April 20, 2013
Thomas Herndon studied economics and political economy at the Evergreen State College. He was an excellent student. His purpose for studying economics was so that he could learn to more effectively criticize and challenge the unequal and unjust economic system of capitalism, to challenge its apologists and to be able to work with the 99% to develop short and long run alternatives to this unsustainable system. Thomas was a teaching assistant in the political economy and social movements program that I taught with Zoltan Grossman and Anthony Zaragoza in fall 2006, winter 2007. Besides tutoring and teaching students, he also gave an outstanding lecture on the growing financial crisis. One of his passions was analytical and strong criticisms of neoliberalism, the ideology that shapes austerity policy.
By neoliberalism, I mean the belief in unregulated markets and trade, in privatization, in shrinking public social programs, in balancing the government budget, and the free flow of capital across borders no matter what the human cost. Austerity is the related economic policy of reducing spending in social programs for education and health, for layoffs of public workers, for cutting wages, and raising taxes, even on those who cannot afford it. The governments of Greece, Ireland, Portugal, Cyprus, Spain have had to go to the International Monetary Fund and the European Union to get loans to cover private bank losses, international trade deficits and especially, government deficits. The conditions for governments getting these loans from these international financial institutions have been the acceptance and imposition of austerity policies on their populations. These policies do not work even on their own terms. They do not usually reduce the government deficit, which is government revenue minus taxes, as they reduce business and individual income which further reduces tax receipts. It is the cat chasing its tail. The human costs have been horrendous: economic depression, 50% plus unemployment of young people, and the huge growth of hunger and poverty.

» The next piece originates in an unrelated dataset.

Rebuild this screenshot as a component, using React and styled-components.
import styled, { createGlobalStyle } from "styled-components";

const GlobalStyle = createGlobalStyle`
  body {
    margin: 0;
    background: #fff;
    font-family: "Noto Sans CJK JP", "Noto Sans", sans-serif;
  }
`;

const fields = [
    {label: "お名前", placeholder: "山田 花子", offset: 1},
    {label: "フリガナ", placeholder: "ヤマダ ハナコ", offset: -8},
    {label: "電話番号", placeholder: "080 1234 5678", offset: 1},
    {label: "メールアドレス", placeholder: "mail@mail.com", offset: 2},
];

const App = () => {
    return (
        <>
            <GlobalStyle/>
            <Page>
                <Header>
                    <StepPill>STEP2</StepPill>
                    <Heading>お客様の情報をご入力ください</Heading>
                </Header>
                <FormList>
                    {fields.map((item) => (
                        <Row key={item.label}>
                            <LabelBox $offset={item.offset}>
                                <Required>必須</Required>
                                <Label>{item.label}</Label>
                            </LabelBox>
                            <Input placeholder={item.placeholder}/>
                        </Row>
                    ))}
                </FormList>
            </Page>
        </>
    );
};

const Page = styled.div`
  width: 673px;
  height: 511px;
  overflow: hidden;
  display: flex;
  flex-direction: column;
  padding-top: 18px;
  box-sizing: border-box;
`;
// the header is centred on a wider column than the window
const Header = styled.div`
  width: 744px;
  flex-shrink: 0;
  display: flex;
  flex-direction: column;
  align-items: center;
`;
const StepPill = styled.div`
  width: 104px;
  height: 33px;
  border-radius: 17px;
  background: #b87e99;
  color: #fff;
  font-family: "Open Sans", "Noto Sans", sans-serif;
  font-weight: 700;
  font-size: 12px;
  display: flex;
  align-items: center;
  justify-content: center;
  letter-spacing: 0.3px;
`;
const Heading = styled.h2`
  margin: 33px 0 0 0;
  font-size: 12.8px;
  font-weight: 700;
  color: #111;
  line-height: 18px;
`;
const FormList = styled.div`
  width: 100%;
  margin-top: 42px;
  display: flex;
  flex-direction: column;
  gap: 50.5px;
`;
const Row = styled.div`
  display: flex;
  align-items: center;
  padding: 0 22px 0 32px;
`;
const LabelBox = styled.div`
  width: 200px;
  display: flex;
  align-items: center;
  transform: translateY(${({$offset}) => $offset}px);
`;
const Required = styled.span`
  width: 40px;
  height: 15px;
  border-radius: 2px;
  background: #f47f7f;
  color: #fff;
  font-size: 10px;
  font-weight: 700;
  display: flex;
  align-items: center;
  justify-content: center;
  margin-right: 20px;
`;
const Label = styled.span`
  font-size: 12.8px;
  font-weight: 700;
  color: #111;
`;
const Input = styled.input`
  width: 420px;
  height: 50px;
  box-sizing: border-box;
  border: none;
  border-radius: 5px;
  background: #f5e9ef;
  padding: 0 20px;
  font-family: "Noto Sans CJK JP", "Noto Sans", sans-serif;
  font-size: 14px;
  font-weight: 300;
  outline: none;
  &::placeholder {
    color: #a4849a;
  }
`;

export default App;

Two very prominent Harvard economists, and formerly leading economists for the International Monetary Fund, Carmen Reinhart and Kenneth Rogoff, concluded, based on their “objective” statistical analysis, that once government debt reached 90% of GDP, future government deficits would cause stagnation or decline. Therefore to them, austerity policies to reduce government spending are absolutely necessary. I am quite sure that Thomas Herndon’s healthy skepticism for the mainstream austerity prescription led to his decision to study their data and methodology, to request their data and to carefully examine it. Thomas showed clearly and definitively their many errors and most importantly, proved that their data does not support their conclusion that austerity is the necessary medicine for countries with significant deficits and debt. He was not intimidated by their prestige within the mainstream economics profession. We all owe a debt to Thomas Herndon for his work as a graduate student in economics at the University of Massachusetts where he has poked a big hole in these anti-human austerity policies.
I am proud of Thomas Herndon and am confident that this will be just one of his many contributions through his research, writing, teaching and other forms of activism– towards creating a sustainable world where global poverty and hunger are abolished; and where equality and human dignity for all, becomes the reality.